作文少女
小学3年生のときに、一人の小柄な女の子が転校してきた。そして、その彼女が3年生のときに書いた、母親に関する作文で衝撃を受けた。私の記憶が確かであれば、「男まさりの母」という原題だったはずだが、今となってはわからない。家事を家政婦さんに任せ、夫婦で仕事をしている、活発な母親の様子が書いてあった。すごく上手い作文だった。何故なら、彼女は教室の前に出て、みんなの前でその作文を読んだくらいだから。
この時、私は2つの意味で衝撃を受け、そして嫉妬した。上手い!、実に上手い。この頃の私は作文が大の苦手だった。そして2つ目は、作文のテーマになる、ある意味豪快なお母さんの存在だった。それに引き換え、自分の母親には何ら華がない。
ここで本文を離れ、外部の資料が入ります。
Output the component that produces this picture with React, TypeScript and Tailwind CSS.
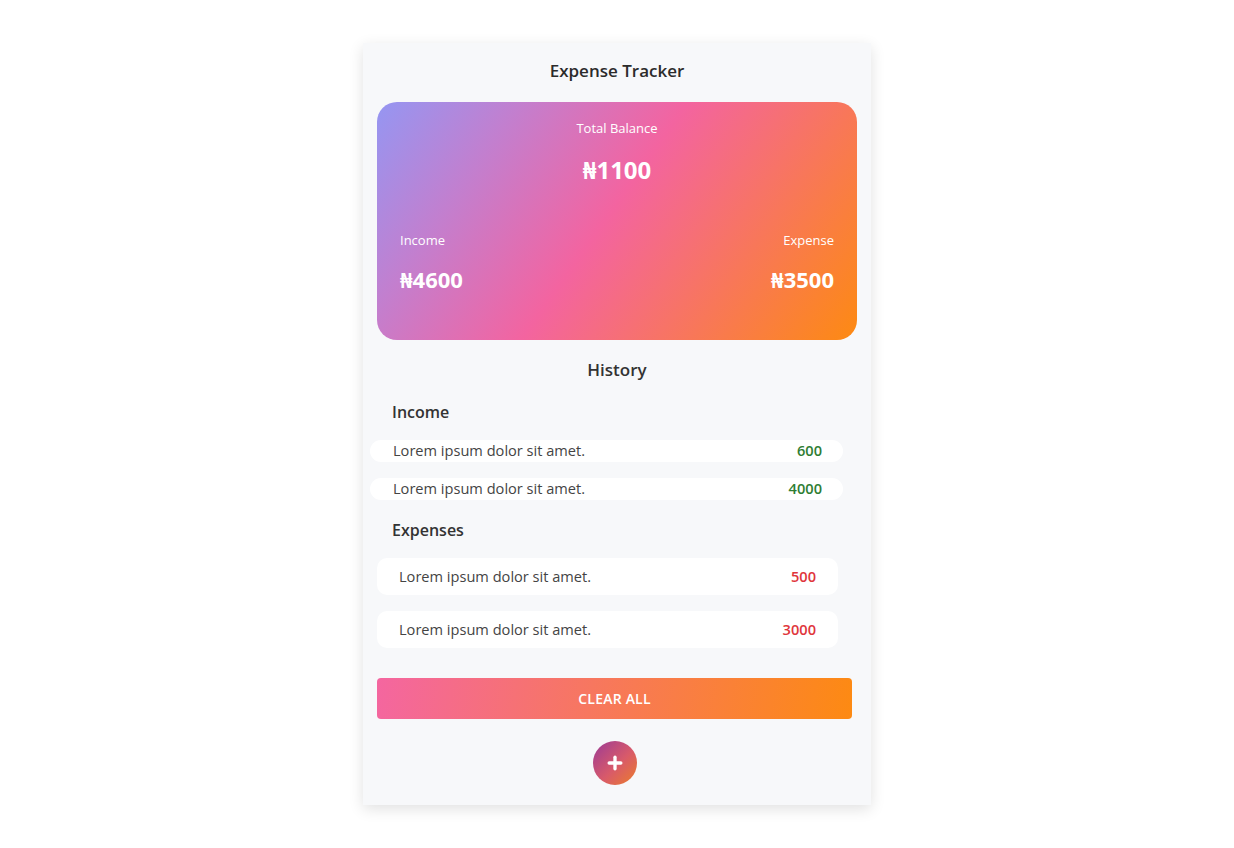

母の日などに、全員が母親をテーマに作文を書いたはずだが、あいにく自分はどんな内容を書いたのか、他人の優れた作文のことは覚えていても、自分のことは覚えていない。その程度の文章だったと思う。
数年前に、彼女に同窓会のときに会って、この作文のことを覚えているか尋ねてみたが、本人の記憶はあやふやだった。ただ、同窓会の準備で、学校のかつての文集が出てきて、それにまさにこの彼女の作文が載っていた。やはり良い出来の作文ということで、年次で発行される学校の文集に載っていた。作文の中身は私の記憶とぴったり一致していた。ただ、作文のタイトルは柔らかく「おかあさんのしごと」と改題されていた。先生が気を使っての処理だと思った。